Richard Twyman premieres Nathaniel Martello-White’s nine-hander Torn at Royal Court Jerwood’s Theatre Upstairs, in a deceptively simple design like a community centre where audience and actors blend. Ultz has plastic chairs scattered around the edges for a reduced capacity, the same design chairs utilized – perhaps Ultzed – stacked by actors. Upstage right there’s a kettle facility, neighbouring audience members like me.

 

Angel locks the door: no-one gets out till her family trauma’s explained to her by family mostly termed for instance ‘1st Twin’ (Angel’s mother in fact) ‘Brotha’, ‘Couzin’. Two more two aunts just lettered (one, Aunty L with a PhD.) amplify the family’s toxic smear of blinkered witness and anomie. Family’s a functional play of vectors, power-lines shot back and forth, faltering, re-connecting, snapping. Swerving through memory, switchbacks blink through wincing accusations Angel throws out, sometimes snagging herself in her stories.

 

There’s a heightened formal language too. Martello-White refuses sheer naturalism: functional rather than personal names are also labelled. But it’s sometimes kerned with south London. You realize articulation services clarity. There’s memory-lapses, favouritism, children’s games prefiguring the dark.

 

Years on, few want to revisit what in fact’s an ex-family. Dead Nanny once ruled the Brooks – invoking her heightens tensions – and though matriarchies privilege boys as Aunty L says this trope fizzles into how Angel was failed, sold off. A slavery lesson later enunciated by her mother’s new partner chillingly describes the lot of household slaves, ‘lighter-skinned’ like Angel.
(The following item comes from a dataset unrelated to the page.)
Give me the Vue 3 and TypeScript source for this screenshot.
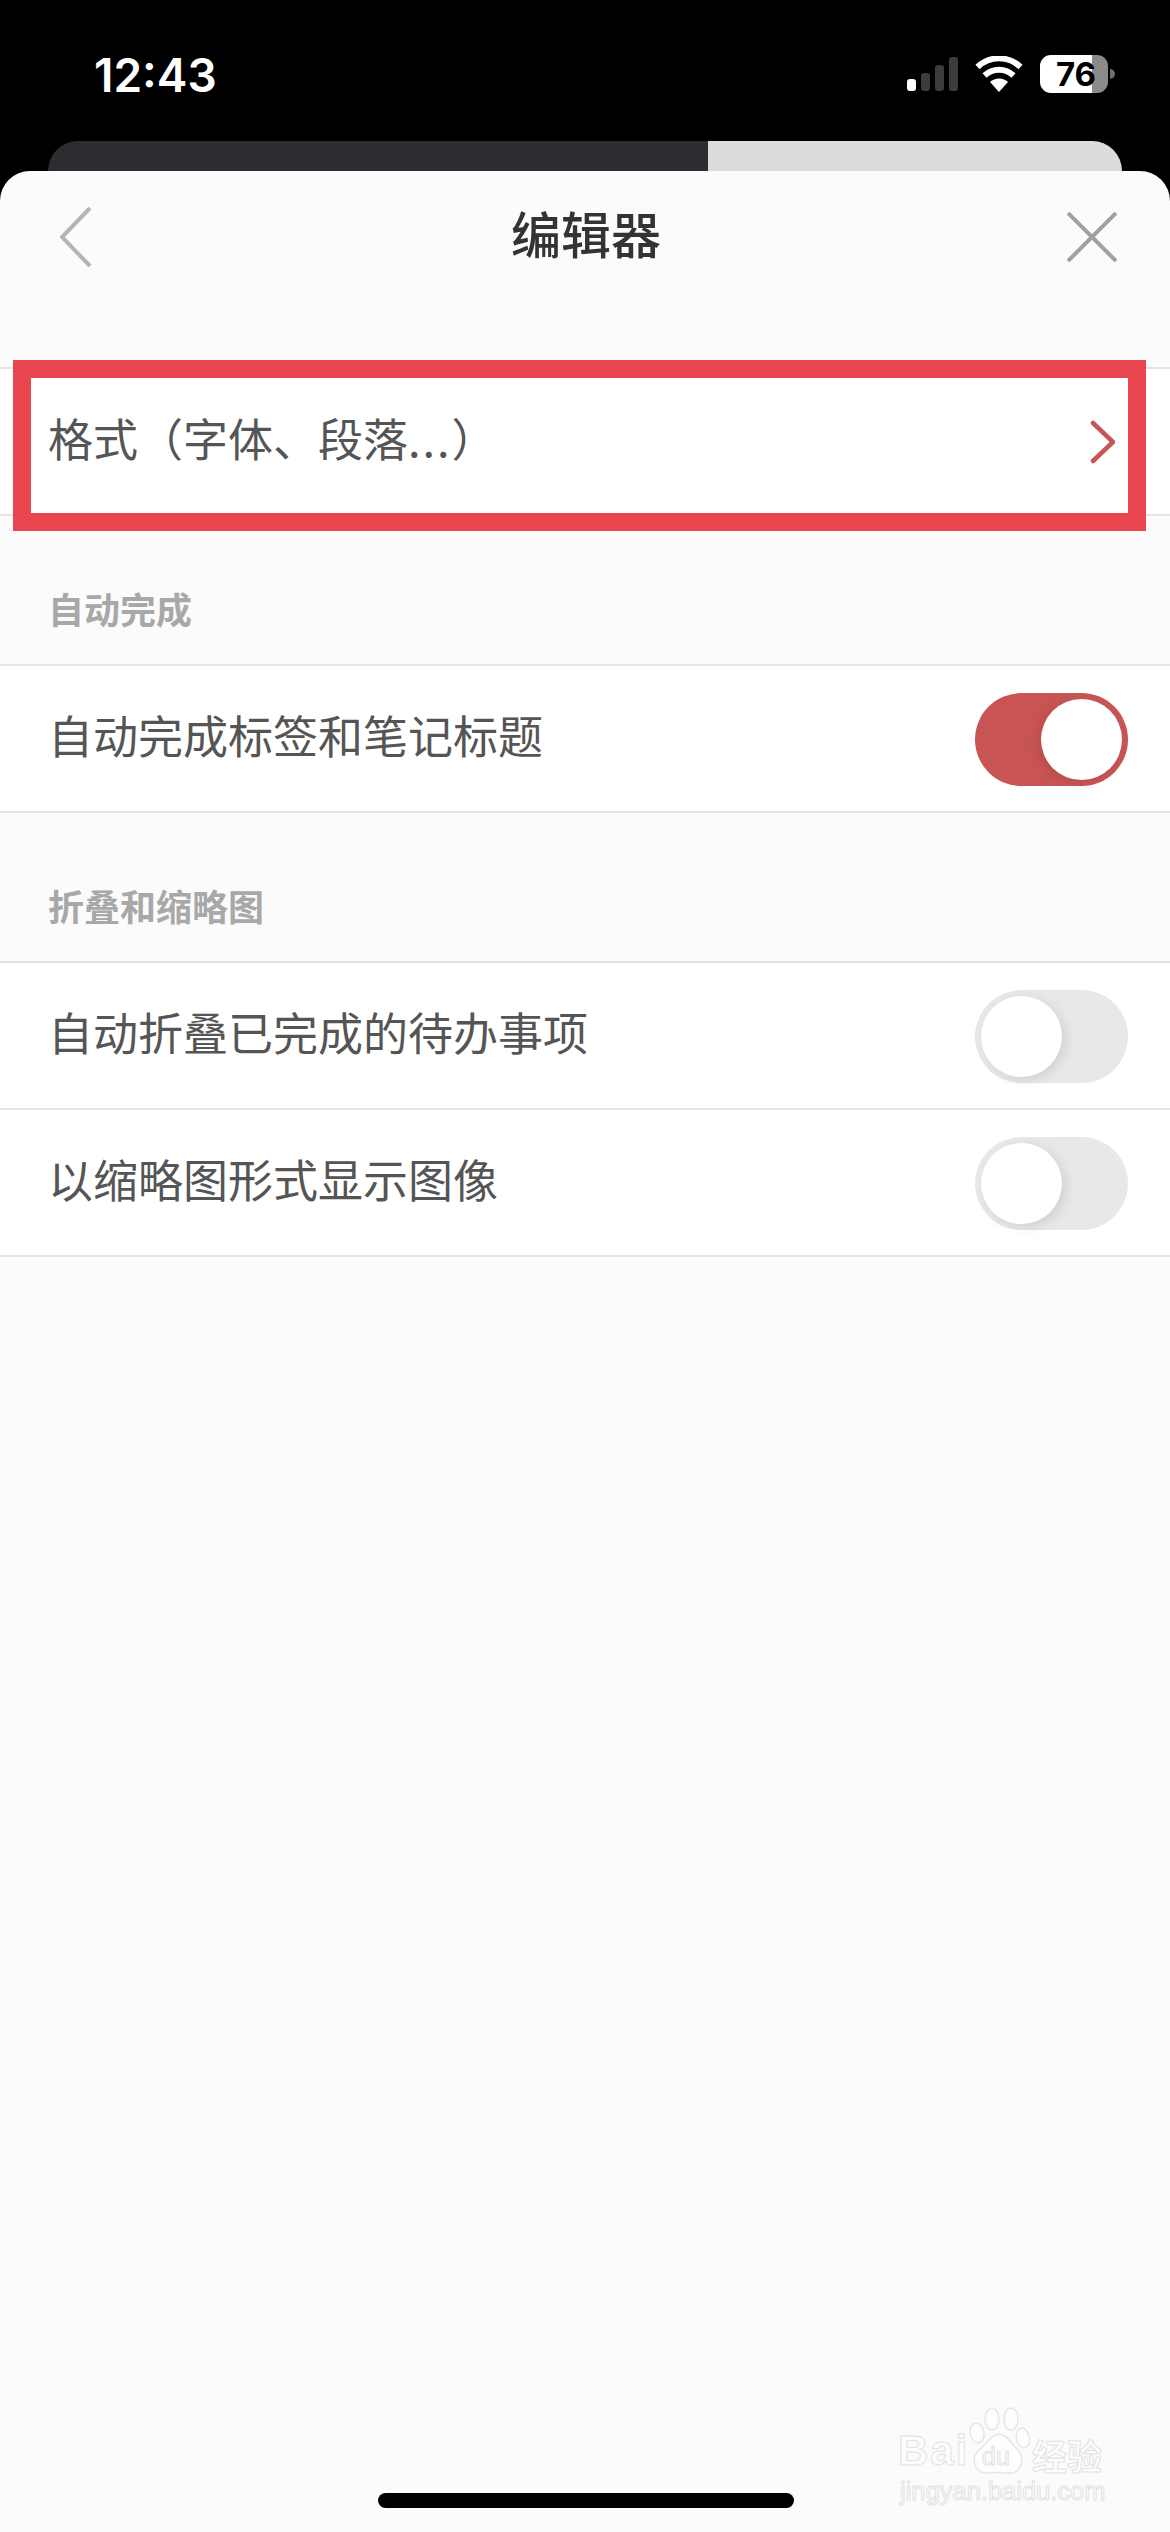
<script setup lang="ts">
interface Row {
  label: string
  on: boolean
}

const autoRows: Row[] = [{ label: '自动完成标签和笔记标题', on: true }]
const foldRows: Row[] = [
  { label: '自动折叠已完成的待办事项', on: false },
  { label: '以缩略图形式显示图像', on: false },
]
const signalBars = [12, 18, 26, 34]
</script>

<template>
  <div class="page">
    <header class="status">
      <span class="time">12:43</span>
      <div class="status-icons">
        <div class="signal">
          <i v-for="(h, idx) in signalBars" :key="idx" :class="{ lit: idx === 0 }" :style="{ height: h + 'px' }"></i>
        </div>
        <svg class="wifi" width="48" height="36" viewBox="0 0 48 36">
          <path d="M24 36 L15 26 A13 13 0 0 1 33 26 Z" fill="#fff" />
          <path d="M9.5 19.5 A21 21 0 0 1 38.5 19.5" fill="none" stroke="#fff" stroke-width="6" />
          <path d="M2.5 11 A31 31 0 0 1 45.500 11" fill="none" stroke="#fff" stroke-width="6" />
        </svg>
        <div class="battery">
          <div class="battery-body"><span>76</span></div>
          <div class="battery-tip"></div>
        </div>
      </div>
    </header>

    <div class="peek">
      <div class="peek-dark"></div>
      <div class="peek-light"></div>
    </div>

    <main class="sheet">
      <div class="nav">
        <svg class="back" width="32" height="60" viewBox="0 0 32 60">
          <path d="M30 1 L2 30 L30 59" fill="none" stroke="#b4b4b4" stroke-width="4" />
        </svg>
        <h1>编辑器</h1>
        <svg class="close" width="50" height="50" viewBox="0 0 50 50">
          <path d="M1 1 L49 49 M49 1 L1 49" fill="none" stroke="#a0a0a0" stroke-width="4" />
        </svg>
      </div>

      <section class="group first">
        <div class="row">
          <span class="row-label">格式（字体、段落<span class="dots">...</span>）</span>
          <svg width="25" height="44" viewBox="0 0 25 44">
            <path d="M3 3 L23 22 L3 41" fill="none" stroke="#c85554" stroke-width="4.500" stroke-linecap="round" />
          </svg>
          <div class="highlight"></div>
        </div>
      </section>

      <h2>自动完成</h2>
      <section class="group">
        <div v-for="row in autoRows" :key="row.label" class="row">
          <span class="row-label">{{ row.label }}</span>
          <div class="switch" :class="{ on: row.on }"><b></b></div>
        </div>
      </section>

      <h2>折叠和缩略图</h2>
      <section class="group">
        <div v-for="row in foldRows" :key="row.label" class="row">
          <span class="row-label">{{ row.label }}</span>
          <div class="switch" :class="{ on: row.on }"><b></b></div>
        </div>
      </section>

      <div class="home-bar"></div>

      <div class="watermark">
        <span class="wm-bai">Bai</span>
        <svg class="wm-paw" width="62" height="68" viewBox="0 0 62 68">
          <g fill="#fdfdfd" stroke="#e6e6e6" stroke-width="1.500">
            <ellipse cx="9" cy="26" rx="7" ry="10" transform="rotate(-12 9 26)" />
            <ellipse cx="24" cy="12" rx="7" ry="11" />
            <ellipse cx="43" cy="12" rx="7" ry="11" />
            <ellipse cx="55" cy="31" rx="6.500" ry="10" transform="rotate(-12 55 31)" />
            <path d="M31 27 C38 27 42 35 50 43 C58 53 52 66 42 66 C35 66 27 65 20 66 C9 67 2 55 9 45 C18 38 23 27 31 27 Z" />
          </g>
        </svg>
        <span class="wm-du">du</span>
        <span class="wm-cn">经验</span>
        <span class="wm-url">jingyan.baidu.com</span>
      </div>
    </main>
  </div>
</template>

<style scoped>
.page {
  position: relative;
  width: 1170px;
  height: 2532px;
  background: #000;
  overflow: hidden;
  font-family: "Noto Sans CJK SC", "Noto Sans", sans-serif;
}

.status {
  height: 141px;
  box-sizing: border-box;
  padding: 47px 55px 0 94px;
  display: flex;
  justify-content: space-between;
  align-items: flex-start;
}
.time {
  font-family: Inter, sans-serif;
  font-size: 46px;
  font-weight: 600;
  line-height: 56px;
  color: #fff;
}
.status-icons {
  display: flex;
  align-items: flex-start;
  margin-top: 8px;
}
.signal {
  display: flex;
  align-items: flex-end;
  gap: 5px;
  height: 34px;
  margin-top: 2px;
}
.signal i {
  display: block;
  width: 9px;
  border-radius: 3px;
  background: #3c3c3c;
}
.signal i.lit {
  background: #fff;
}
.wifi {
  margin-left: 17px;
  margin-top: 1px;
}
.battery {
  display: flex;
  align-items: center;
  margin-left: 17px;
}
.battery-body {
  width: 68px;
  height: 38px;
  border-radius: 11px;
  background: linear-gradient(to right, #fff 0, #fff 52px, #8a8a8a 52px);
  display: flex;
  align-items: center;
  justify-content: center;
  font-family: Inter, sans-serif;
  font-size: 33px;
  font-weight: 700;
  color: #000;
  line-height: 38px;
}
.battery-body span {
  margin-left: 4px;
}
.battery-tip {
  width: 5px;
  height: 10px;
  margin-left: 2px;
  border-radius: 0 5px 5px 0;
  background: #6e6e6e;
}

.peek {
  height: 30px;
  margin: 0 48px;
  display: flex;
  border-radius: 30px 30px 0 0;
  overflow: hidden;
}
.peek-dark {
  width: 660px;
  background: #2b2d30;
}
.peek-light {
  flex: 1;
  background: #dcdcdc;
}

.sheet {
  position: relative;
  height: 2361px;
  background: #fbfbfb;
  border-radius: 30px 30px 0 0;
  overflow: hidden;
}

.nav {
  height: 132px;
  display: flex;
  align-items: center;
  justify-content: space-between;
  padding: 0 53px 0 60px;
}
.nav h1 {
  margin: 0 0 10px 13px;
  font-size: 50px;
  font-weight: 500;
  color: #333;
  line-height: 60px;
}

.group {
  background: #fff;
  border-top: 2px solid #e4e4e4;
}
.group.first {
  margin-top: 64px;
}
.row {
  position: relative;
  height: 145px;
  border-bottom: 2px solid #e4e4e4;
  display: flex;
  align-items: center;
  justify-content: space-between;
  padding: 0 42px 0 48px;
  font-size: 45px;
  color: #555;
}
.row-label {
  padding-bottom: 8px;
}
.dots {
  letter-spacing: 2px;
}
.first .row {
  padding-right: 55px;
}

h2 {
  margin: 0;
  height: 148px;
  box-sizing: border-box;
  padding: 72px 0 0 48px;
  font-size: 36px;
  font-weight: 700;
  line-height: 40px;
  color: #a8a8a8;
}

.highlight {
  position: absolute;
  left: 13px;
  right: 24px;
  top: -9px;
  bottom: -17px;
  border: solid #e9464f;
  border-width: 18px;
  pointer-events: none;
}

.switch {
  position: relative;
  width: 153px;
  height: 93px;
  margin-top: 2px;
  border-radius: 47px;
  background: #e8e8e9;
}
.switch b {
  position: absolute;
  left: 6px;
  top: 6px;
  width: 81px;
  height: 81px;
  border-radius: 50%;
  background: #fff;
  box-shadow: 4px 3px 12px rgba(0, 0, 0, 0.1);
}
.switch.on {
  background: #c85554;
}
.switch.on b {
  left: 66px;
  box-shadow: -4px 3px 12px rgba(90, 20, 20, 0.12);
}

.home-bar {
  position: absolute;
  left: 378px;
  bottom: 24px;
  width: 416px;
  height: 15px;
  border-radius: 8px;
  background: #000;
}

.watermark {
  position: absolute;
  left: 890px;
  top: 2230px;
  width: 230px;
  height: 110px;
  color: #fdfdfd;
  -webkit-text-stroke: 1px #e2e2e2;
  font-family: "Liberation Sans", sans-serif;
}
.watermark span {
  position: absolute;
  white-space: nowrap;
}
.wm-bai {
  left: 8px;
  top: 30px;
  font-size: 42px;
  font-weight: 700;
  line-height: 40px;
  letter-spacing: 2px;
}
.wm-paw {
  position: absolute;
  left: 78px;
  top: 6px;
}
.wm-du {
  left: 92px;
  top: 40px;
  font-size: 25px;
  line-height: 30px;
}
.wm-cn {
  left: 142px;
  top: 34px;
  font-family: "Noto Sans CJK SC", sans-serif;
  font-size: 35px;
  font-weight: 700;
  line-height: 40px;
}
.wm-url {
  left: 10px;
  top: 75px;
  font-size: 25.500px;
  line-height: 30px;
}
</style>

<style>
html,
body {
  background: #000;
}
</style>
James Hillier’s Steve is articulate, a laid-back racist in sneering control.

 

Angel’s the youngest from a mixed-race family whose mother 1st Twin has denied her (as is made clear) three times: in post-natal depression, abandonment to abuse Angel later retracts, and disposal of her and her mixed-race brother when Steve – one of the few named characters – moves in, and 1st Twin has his children (not involved). But has Steve caused damage, or was it always just sleeping?

 

As 1st Twin Indra Ové’s brazen, shifty, in denial but can still silence Angel. Adelle Leonce anchors Angel’s volatile unpredictability in a superb register of loss, calibrating her response to various family members at zig-zag stages of her life. If she can raise a mirror, Brotha’s Jamael Westman etches a howl of dysfunction Angel can’t call back, let alone invoke.

 

Aunty L the intellectual is only too willing to take Angel yet feels powerless later. Lorna Brown conveys a diffidence that falters without losing sight of her knowing Angel’s not hers to defend. But 2nd Twin produces a son Couzin whose stellar artistic career marks here a shorthand to empathy. He alone offers a redemptive understanding, born partly through his own experiences of peer rejection. Osy Ihile brings out the keen sincerity of a character without easy flaws, whose occasional fury lends heft.

 

Aunty J’s criminal partner gives her a facelift and character blankness (Kirsty Bushell, consummately, never obviously smug); 2nd Twin angles for Angel then throws her weight behind 1st Twin. Though age is roughly calibrated elsewhere, quick-witted Franc Ashman’s complicit 2nd Twin being younger than 1st Twin, reflects deliberate casting though at first it’s disorienting.

 

Martello-White shows that introducing Steve’s opposite in Brian, an older male keen to resolve and heal, we’ve someone too far outside the process; it’s a deft recognition of family bafflement and rings painfully true. Brian’s own resources have been stretched beyond knowledge or allies: Roger Griffiths catches this agony too.

 

This drama’s ritual linguistically and dramatically pares itself to the kind of dysfunction we all share a hem of darkness in. Twyman’s directive clarity is such that you can see almost connections lasered between the actors then snapping off to black. Martello-White’s clever touching-in of few specifics allows this ninety-minute piece to amplify a wincing universality.